Philippe Gerum wrote:
> On Sat, 2010-01-23 at 11:09 +0100, Jan Kiszka wrote:
>> Philippe Gerum wrote:
>>> On Fri, 2010-01-22 at 19:08 +0100, Philippe Gerum wrote:
>>>> On Fri, 2010-01-22 at 19:03 +0100, Jan Kiszka wrote:
>>>>> Philippe Gerum wrote:
>>>>>> On Fri, 2010-01-22 at 18:41 +0100, Jan Kiszka wrote:
>>>>>>> Gilles Chanteperdrix wrote:
>>>>>>>> Philippe Gerum wrote:
>>>>>>>>> On Fri, 2010-01-22 at 17:58 +0100, Jan Kiszka wrote: 
>>>>>>>>>> Hi guys,
>>>>>>>>>>
>>>>>>>>>> we are currently trying to catch an ugly Linux pipeline state 
>>>>>>>>>> corruption
>>>>>>>>>> on x86-64.
>>>>>>>>>>
>>>>>>>>>> Conceptual question: If a Xenomai task causes a fault, we enter
>>>>>>>>>> ipipe_trap_notify over the primary domain and leave it over the root
>>>>>>>>>> domain, right?

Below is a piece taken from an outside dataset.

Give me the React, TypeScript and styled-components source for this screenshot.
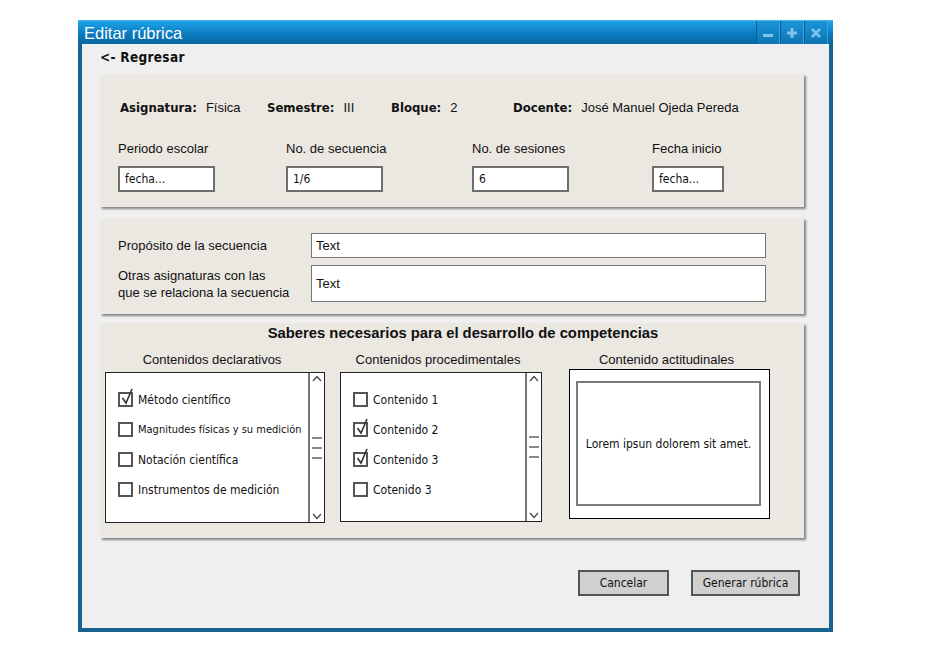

Now, if the root domain happened to be stalled when 
>>>>>>>>>> the
>>>>>>>>>> exception happened, where should it normally be unstalled again,
>>>>>>>>>> *for_that_task*? Our problem is that we generate a code path where 
>>>>>>>>>> this
>>>>>>>>>> does not happen.
>>>>>>>>> xnhadow_relax -> ipipe_reenter_root -> finish_task_switch ->
>>>>>>>>> finish_lock_switch -> unstall
>>>>>>>>>
>>>>>>>>> Since xnshadow_relax is called on behalf the event dispatcher, we 
>>>>>>>>> should
>>>>>>>>> expect it to return with the root domain unstalled after a domain
>>>>>>>>> downgrade, from primary to root.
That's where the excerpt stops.